Finalmente, tengo que decir que condeno firmemente la agresión a Hermann Terscht de hace un mes. Firmemente. Y la condeno no porque él sea periodista. No tienen los periodistas, en mi opinión, ningún mérito superior al resto de los ciudadanos. La condeno porque no me parece bien la violencia. Punto. Condeno y denuncio, con la misma firmeza, la campaña de intoxicación lamentable que han generado desde algunos medios y desde algunos ámbitos políticos al calor de este suceso. Lamentable que hayan querido relacionar esta agresión con un enfrentamiento político y/o mediático de la índole que sea.
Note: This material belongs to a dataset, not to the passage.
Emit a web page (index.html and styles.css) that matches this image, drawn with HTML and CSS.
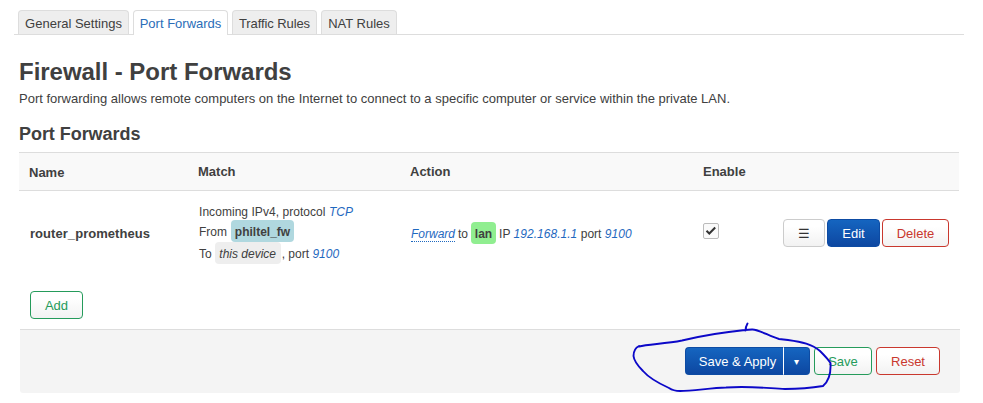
FILE: index.html
```html
<!DOCTYPE html>
<html lang="en">
<head>
<meta charset="utf-8">
<title>Firewall - Port Forwards</title>
<link rel="stylesheet" href="styles.css">
</head>
<body>
<nav class="tabs">
  <a class="tab tab-general">General Settings</a>
  <a class="tab tab-forwards active">Port Forwards</a>
  <a class="tab tab-traffic">Traffic Rules</a>
  <a class="tab tab-nat">NAT Rules</a>
</nav>
<main>
  <h2>Firewall - Port Forwards</h2>
  <p class="description"><span>Port forwarding allows remote computers on the Internet to connect to a specific computer or service within the private LAN.</span></p>
  <h3>Port Forwards</h3>
  <section class="table">
    <div class="row head">
      <div class="name">Name</div><div>Match</div><div>Action</div><div>Enable</div><div></div>
    </div>
    <div class="row rule">
      <div class="rule-name">router_prometheus</div>
      <div class="match">
        <div class="incoming">Incoming IPv4, protocol <var>TCP</var></div>
        <div class="line">From <span class="chip zone">philtel_fw</span></div>
        <div class="line">To <em class="chip device">this device</em><span class="port">, port <var>9100</var></span></div>
      </div>
      <div class="action"><var class="forward">Forward</var><span class="to">to</span><span class="chip lan">lan</span><span class="dest">IP <var>192.168.1.1</var> port <var>9100</var></span></div>
      <div class="enable"><span class="checkbox"><svg width="14" height="14" viewBox="0 0 14 14"><path d="M2.5 6.8 5.3 9.5 11.200 3.500" fill="none" stroke="#333" stroke-width="2"/></svg></span></div>
      <div class="buttons"><button class="btn drag">☰</button><button class="btn primary edit">Edit</button><button class="btn negative delete">Delete</button></div>
    </div>
  </section>
  <button class="btn positive add">Add</button>
</main>
<footer>
  <div class="split"><button class="btn primary apply">Save &amp; Apply</button><button class="btn primary arrow">▾</button></div>
  <button class="btn positive save">Save</button>
  <button class="btn negative reset">Reset</button>
  <svg class="scribble" width="210" height="75" viewBox="630 320 210 75"><path d="M747.500 323.500 Q745.500 327 745.500 330.500M639 346.500C648 344 665 344 682 340.500C705 335 725 332 745 330L752 329.500C758 329 769 336 779 339L788 340C802 342 812 344 820 351C825 356 828 359 830.500 363C831 372 830 380 823 386C811 388 795 389 785 389C765 388 750 386 726 387.500C710 388 693 391 680 391C676 391 672 390 669 388C658 383 649 378 643 371C637 365 634 361 633.500 356C633.500 351 635 348 639 346" fill="none" stroke="#0c08c8" stroke-width="1.900" stroke-linecap="round" stroke-linejoin="round"/></svg>
</footer>
</body>
</html>
```

FILE: styles.css
```css
* { box-sizing: border-box; }
body {
  margin: 0;
  width: 983px;
  height: 403px;
  overflow: hidden;
  background: #fff;
  color: #404040;
  font: 13px/18px "Liberation Sans", Arial, sans-serif;
}
.tabs {
  display: flex;
  gap: 4px;
  height: 35px;
  width: 950px;
  margin-left: 14px;
  padding: 10px 0 0 4px;
  border-bottom: 1px solid #ddd;
}
.tab {
  height: 24px;
  border: 1px solid #ddd;
  border-bottom: 0;
  border-radius: 4px 4px 0 0;
  background: #eee;
  line-height: 25px;
  text-align: center;
  white-space: nowrap;
}
.tab.active { height: 25px; background: #fff; color: #2a6db8; }
.tab-general { width: 111px; }
.tab-forwards { width: 95px; }
.tab-traffic { width: 85px; letter-spacing: -.1px; }
.tab-nat { width: 76px; }
main { padding-left: 19px; height: 294px; }
h2 { margin: 0; padding-top: 19px; font-size: 24px; line-height: 36px; letter-spacing: -.03px; }
.description { margin: 0; white-space: nowrap; }
h3 { margin: 8px 0 0; font-size: 18px; line-height: 36px; letter-spacing: -.05px; }
.table { width: 940px; }
.row {
  display: grid;
  grid-template-columns: 169px 212px 293px 80px 176px;
  padding-left: 10px;
}
.head {
  height: 39px;
  border: solid #ddd;
  border-width: 1px 0;
  background: #f9f9f9;
  font-weight: bold;
  line-height: 37px;
}
.head .name { padding-top: 1px; }
.rule { height: 100px; }
.rule-name { padding: 34px 0 0 1px; font-weight: bold; letter-spacing: .05px; }
.match { padding: 12px 0 0 1px; font-size: 12px; white-space: nowrap; }
.incoming { height: 17px; letter-spacing: .05px; }
.line { display: flex; height: 22px; line-height: 24px; }
var { color: #1f69c0; }
.chip { height: 22px; line-height: 24px; border-radius: 4px; text-align: center; }
.zone { width: 63px; margin-left: 4px; background: #b0d8df; font-weight: bold; }
.device { width: 66px; margin-left: 3px; background: #eee; }
.port { margin-left: 1px; }
.action { display: flex; height: 22px; margin-top: 31px; padding-left: 1px; font-size: 12px; line-height: 24px; white-space: nowrap; }
.forward { height: 20px; border-bottom: 1px dotted #1f69c0; }
.to { margin-left: 3px; }
.lan { width: 25px; margin-left: 3px; background: #90ee90; font-weight: bold; }
.dest { margin-left: 3px; letter-spacing: .03px; }
.enable { padding: 32px 0 0; }
.checkbox { display: flex; width: 16px; height: 16px; border: 1px solid #bbb; border-radius: 2px; background: #fafafa; }
.buttons { display: flex; gap: 2px; padding: 28px 0 0; }
.btn {
  height: 28px;
  padding: 1px 0 0;
  border: 1px solid #ccc;
  border-radius: 4px;
  background: linear-gradient(#fff 25%, #f2f2f2);
  color: #333;
  font: 13px/25px "Liberation Sans", Arial, sans-serif;
  white-space: nowrap;
}
.primary { border-color: #0d4ba3; background: linear-gradient(#1565c0, #0d47a1); color: #fff; }
.positive { border-color: #259b5b; color: #259b5b; }
.negative { border-color: #c9382e; color: #c9382e; }
.drag { width: 42px; }
.edit { width: 53px; }
.delete { width: 67px; }
.add { display: block; width: 53px; margin-left: 11px; }
footer {
  position: relative;
  display: flex;
  gap: 4px;
  width: 940px;
  height: 64px;
  margin-left: 20px;
  padding: 17px 20px 0 0;
  justify-content: flex-end;
  border-top: 1px solid #ddd;
  border-radius: 0 0 3px 3px;
  background: #f4f4f4;
}
.split { display: flex; }
.apply { width: 98px; padding-left: 6px; border-right: 0; border-radius: 4px 0 0 4px; }
.arrow { width: 27px; border-left: 1px solid #fff; border-radius: 0 4px 4px 0; font-size: 10px; }
.save { width: 58px; }
.reset { width: 64px; }
.scribble { position: absolute; left: 610px; top: -10px; }
```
No me gusta el enfrentamiento entre posiciones ideológicas que estamos viviendo en España desde hace años, y lo he dicho, pero no se puede relacionar con una pelea de bar de madrugada que son un clásico en toda la historia. Por cierto, Hermann, deberías volver a la primera versión que diste de la agresión. Aquella moderada declaración que hiciste para Telemadrid el sábado 12 de diciembre, antes de sentirte el mártir protagonista de la cruzada lanzada desde algún edificio importante del centro más importante de Madrid. Una cruzada que ha sido acallada por los hechos y cuyos inventores no han dicho nada en las últimas 48 horas, desde que se ha conocido que el detenido es un broncas profesional entre los borrachos, drogadictos y maleantes de la noche de la capital. Dicho sea sin ofender, Hermann.